Terminology Description
Terminology Description
Archaeocytes (amoebocytes) Cells with pseudopods, located in the mesohyl. They are used in processing food, distributing it to other cells, and for other functions.
Benthic living at or near the bottom of the seas.
Choanocyte also called collar cells, choanocytes line the inner cavity of the sponge. They have a sticky, funnel shaped collar (that collects food particles) and a flagellum (which whips around, moving water). The sponge obtains its nutrients and oxygen by processing flowing water using choanocytes. Choanocytes are also involved in sponge reproduction; they catch floating sperm.
Epidermis (pinacocyte) the epidermis is the layer of cells that covers the outer surface of the sponge. The thin, flattened cells of the epidermis are called pinacocytes.
Flagellum the whip like structure of a choanocyte; the flagellum moves, pushing water (which contains nourishment) through the sponge
Hermaphrodite an animal in which each adult can act as either the female or the male in reproduction.
Holdfast root like tendrils that attach the sponge to rocks.
Invertebrate an animal without a backbone.
Mesohyl (mesenchyme) the gelatinous layer between the outer body of the sponge and the spongocoel (the inner cavity).
Osculum a large opening in a sponge through which water flows out of the sponge. Sponges may have more than one oscula.
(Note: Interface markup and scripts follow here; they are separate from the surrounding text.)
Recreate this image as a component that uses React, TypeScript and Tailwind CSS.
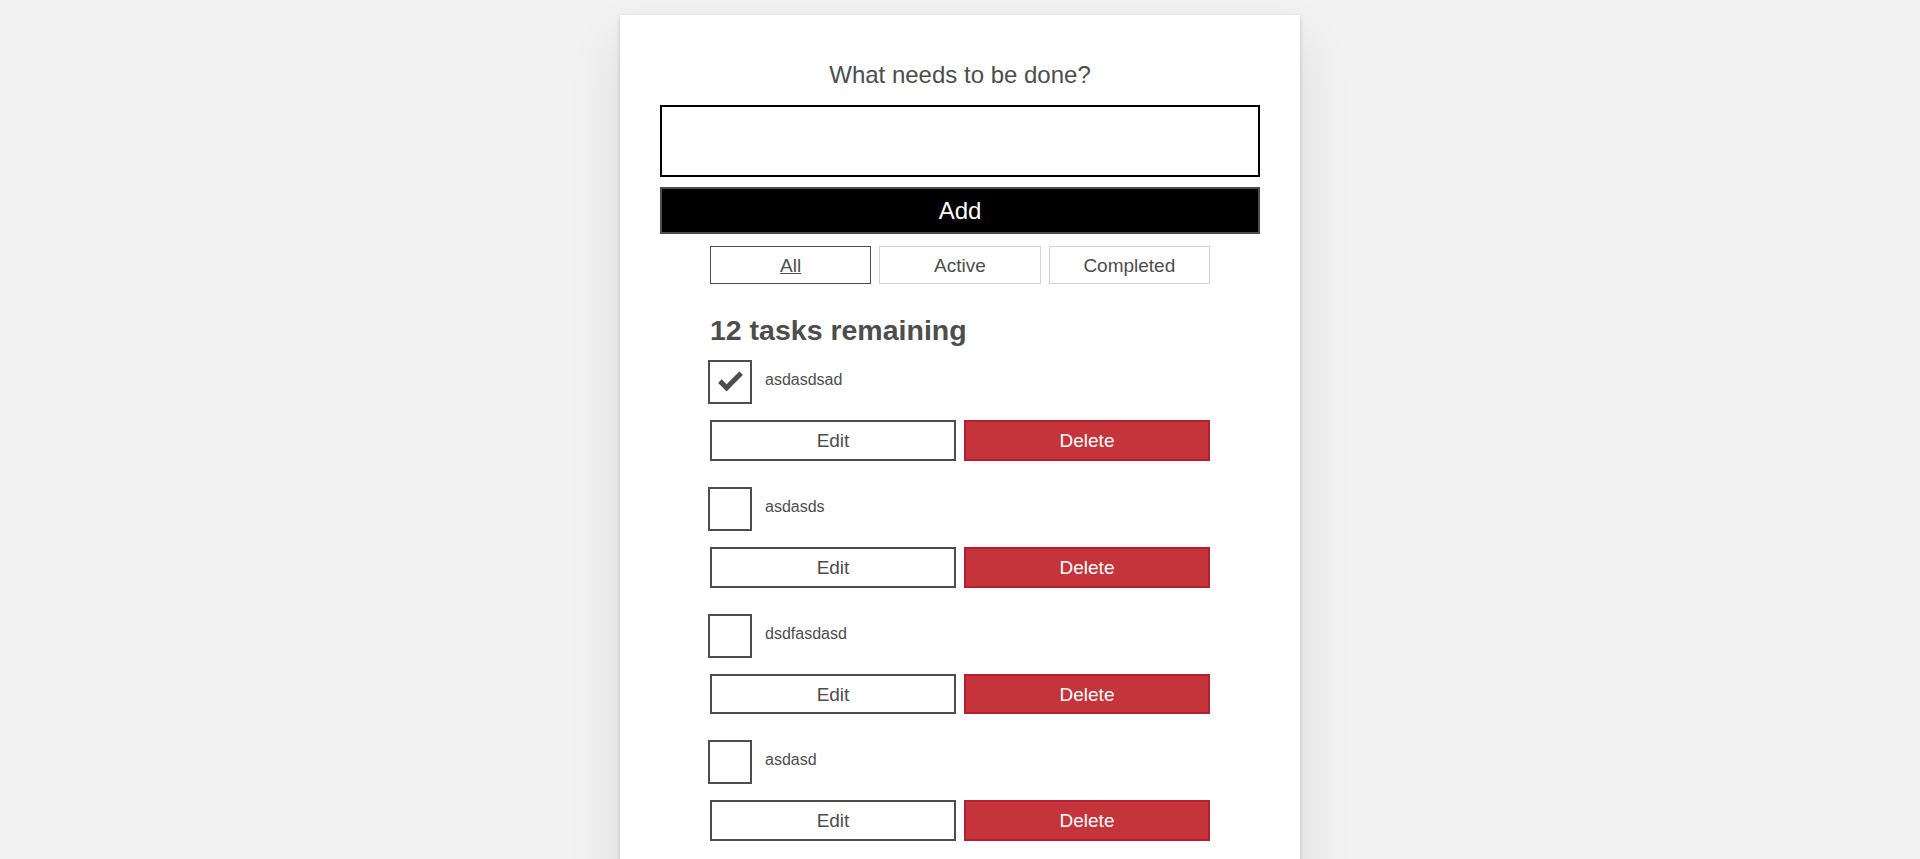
import { useState } from "react";

type Task = {
  id: string;
  name: string;
  completed: boolean;
};

const initialTasks: Task[] = [
  { id: "todo-0", name: "asdasdsad", completed: true },
  { id: "todo-1", name: "asdasds", completed: false },
  { id: "todo-2", name: "dsdfasdasd", completed: false },
  { id: "todo-3", name: "asdasd", completed: false },
  { id: "todo-4", name: "sdfsdf", completed: false },
  { id: "todo-5", name: "qweqwe", completed: false },
  { id: "todo-6", name: "zxczxc", completed: false },
  { id: "todo-7", name: "asdfgh", completed: false },
  { id: "todo-8", name: "fghfgh", completed: false },
  { id: "todo-9", name: "tyutyu", completed: false },
  { id: "todo-10", name: "bnmbnm", completed: false },
  { id: "todo-11", name: "werwer", completed: false },
];

const filters = ["All", "Active", "Completed"];

const Todo = ({
  task,
  first,
  onToggle,
  onDelete,
}: {
  task: Task;
  first: boolean;
  onToggle: () => void;
  onDelete: () => void;
}) => {
  return (
    <li className={first ? "" : "mt-[28px]"}>
      <div className="flex min-h-[44px] items-start text-[16px] leading-[1.25]">
        <button
          type="button"
          onClick={onToggle}
          className="relative -mt-[2px] -ml-[2px] h-[44px] w-[44px] shrink-0 border-2 border-[#4d4d4d]"
        >
          {task.completed && (
            <span className="absolute top-[11px] left-[9px] box-content h-[7px] w-[18px] -rotate-45 border-b-[5px] border-l-[5px] border-[#4d4d4d]" />
          )}
        </button>
        <label className="pt-[8px] pr-[15px] pb-[5px] pl-[13px]">{task.name}</label>
      </div>
      <div className="mt-[14px] flex gap-[8px]">
        <button
          type="button"
          className="flex-1 border-2 border-[#4d4d4d] px-[10px] pt-[8px] pb-[7px] text-[19px] leading-[1.15]"
        >
          Edit
        </button>
        <button
          type="button"
          onClick={onDelete}
          className="flex-1 border-2 border-[#b71f2e] bg-[#c4343a] px-[10px] pt-[8px] pb-[7px] text-[19px] leading-[1.15] text-white"
        >
          Delete
        </button>
      </div>
    </li>
  );
};

export default function App() {
  const [tasks, setTasks] = useState<Task[]>(initialTasks);
  const [filter, setFilter] = useState("All");
  const [name, setName] = useState("");

  const visible = tasks.filter((t) =>
    filter === "Active" ? !t.completed : filter === "Completed" ? t.completed : true,
  );

  const handleSubmit = (e: React.FormEvent) => {
    e.preventDefault();
    if (!name.trim()) return;
    setTasks([...tasks, { id: `todo-${Date.now()}`, name, completed: false }]);
    setName("");
  };

  return (
    <div className="min-h-screen bg-[#f2f2f2] pt-[15px] pb-[40px] font-['Liberation_Sans',Arial,sans-serif] text-[19px] leading-[1.31579] text-[#4d4d4d]">
      <div className="mx-auto max-w-[680px] bg-white p-[40px] shadow-[0_2px_4px_0_rgba(0,0,0,0.2),0_25px_50px_0_rgba(0,0,0,0.1)]">
        <form onSubmit={handleSubmit}>
          <h2 className="mb-[10px] text-center">
            <label
              htmlFor="new-todo-input"
              className="block p-[8px] text-[24px] leading-[1.01567]"
            >
              What needs to be done?
            </label>
          </h2>
          <input
            id="new-todo-input"
            type="text"
            value={name}
            onChange={(e) => setName(e.target.value)}
            className="mb-[10px] block w-full border-2 border-black p-[20px] text-[24px] leading-[1.15] outline-none"
          />
          <button
            type="submit"
            className="block w-full border-2 border-[#4d4d4d] bg-black px-[10px] pt-[8px] pb-[7px] text-[24px] leading-[1.15] text-white"
          >
            Add
          </button>
        </form>

        <div className="mx-auto mt-[12px] flex max-w-[500px] gap-[8px]">
          {filters.map((f) => (
            <button
              key={f}
              type="button"
              onClick={() => setFilter(f)}
              className={`flex-1 border px-[10px] pt-[8px] pb-[7px] text-[19px] leading-[1.15] ${
                filter === f ? "border-[#4d4d4d] underline" : "border-[#d3d3d3]"
              }`}
            >
              {f}
            </button>
          ))}
        </div>

        <h2 className="mx-auto mt-[28px] max-w-[500px] text-[28.5px] leading-[1.31579] font-bold">
          {visible.length} tasks remaining
        </h2>

        <ul className="mx-auto mt-[12px] max-w-[500px]">
          {visible.map((task, i) => (
            <Todo
              key={task.id}
              task={task}
              first={i === 0}
              onToggle={() =>
                setTasks(
                  tasks.map((t) =>
                    t.id === task.id ? { ...t, completed: !t.completed } : t,
                  ),
                )
              }
              onDelete={() => setTasks(tasks.filter((t) => t.id !== task.id))}
            />
          ))}
        </ul>
      </div>
    </div>
  );
}
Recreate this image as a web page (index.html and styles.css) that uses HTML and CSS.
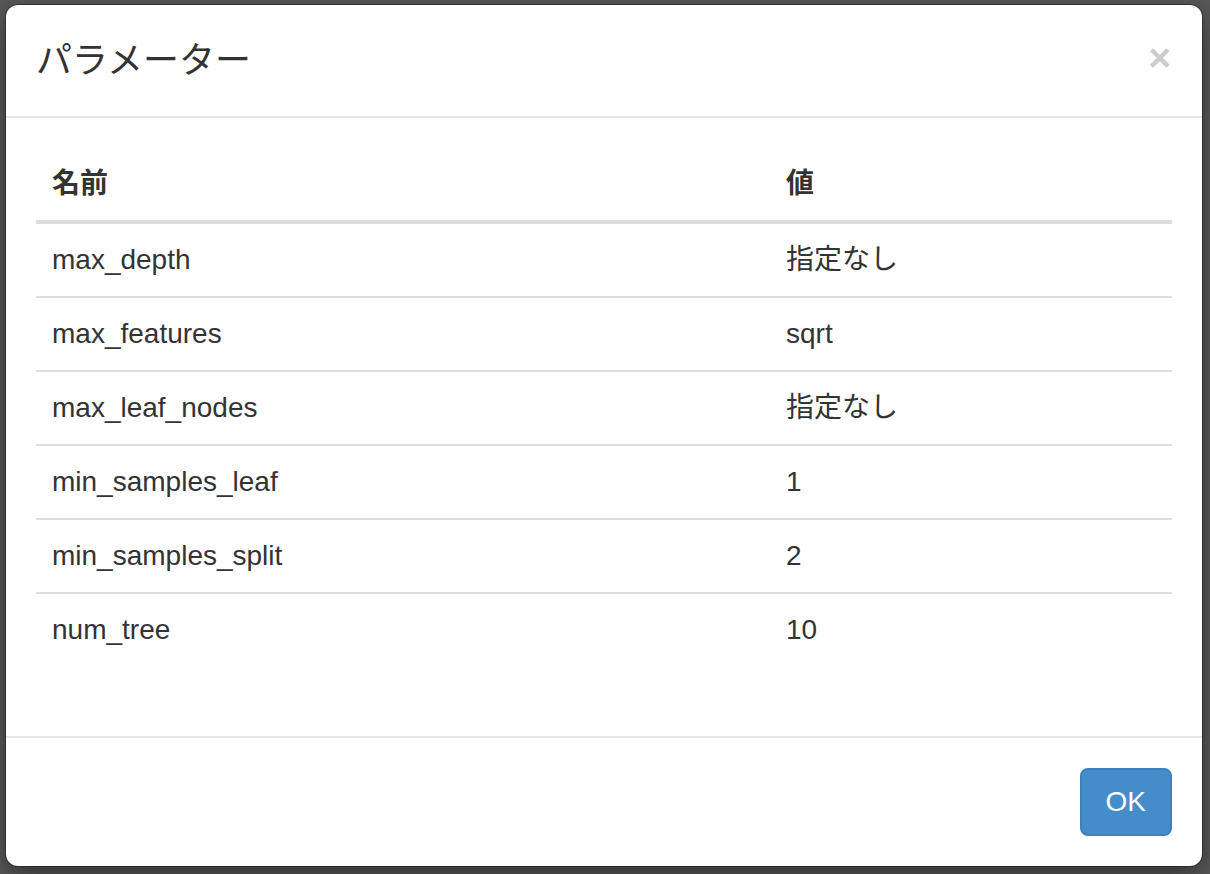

Ostia a series of tiny pores all over the body of a sponge that let water into the sponge. One of these is called an ostium.
Pinacocyte pinacocytes are the thin, flattened cells of the epidermis, the sponge's outer layer of cells.
Porocyte cells with pores that allow water into the sponge; they are located all over the sponge's body.
Sessile permanently attached to a substrate and unable to move on its own. Adult sponges are sessile.
Spicule spicules are sharp spikes (made of calcium carbonate) located in the mesohyl. Spicules form the "skeleton" of many sponges.
Spongin the flexible, fibrous fibers that form the skeleton of horny sponges; spongin is located within the mesohyl.
Spongocoel the central, open cavity in a sponge through which water flows.
Water flows into the sponge water flows into a sponge through cells with pores (these cells are called porocytes) located all over its body.
Water flows out of the sponge water flows out of a sponge through large openings called oscula (plural). Each of these large openings is called an osculum.